Miami Mayor Francis Suarez has recently become more hands-on with efforts to renovate and reopen Miami Marine Stadium, the Miami Herald has reported. The mayor has been meeting with investors who hope to turn parts of the site into a privately-run watersports park since at least 2022, the Herald reported.
Mayor Suarez’ office did not respond to interview requests.
City administration spokesperson Kenia Fallat told WLRN that “there are plans to begin the renovation process very soon.” Bids will be opened for a “private-sector venue manager” that will hopefully partner with the city to begin renovations.
The timeline for any potential bidding is unclear.
In 2009, the National Trust For Historic Preservation placed Marine Stadium on its list of America’s Most Endangered Historic Places. The following year it approved a master plan for the entire site.
The city since then has tinkered with ideas of how to enact that masterplan.

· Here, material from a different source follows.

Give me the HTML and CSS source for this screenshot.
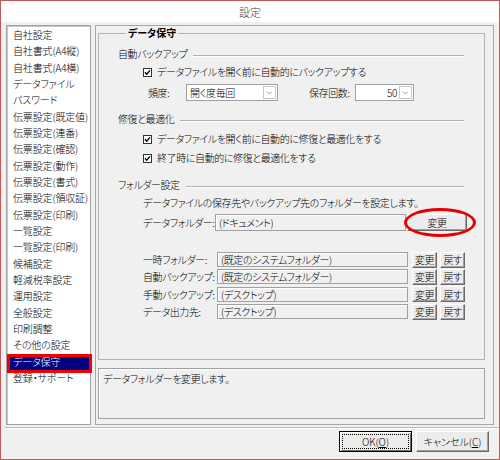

Celebrities like Gloria Estefan have offered to raise funds to bring it back. In 2016, the city approved $45 million in bonds to renovate the stadium and the surrounding area, but it never took the bond to market in order to actually collect the funds, and that opportunity expired in 2021.
In the meantime, the estimated cost of repairs continues to go up, now to an estimated $61.2 million.
Currently, the city is building a boat ramp and trailer parking at the surrounding parking lot.
The construction of the boat ramp is frustrating, said Richter, because it represents the only real work he has seen on the site since 1992, and yet it does not address the elephant in the room: The massive, abandoned Miami Marine Stadium that stands right next to the future boat ramp.
“Nobody said, ‘well how do these boats and these trailers operate in conjunction with the stadium?’” said Richter. “From the city, there’s really not been a whole lot of leadership about what the vision is for this stadium.”
“I would characterize it as demolition by neglect,” said Richter.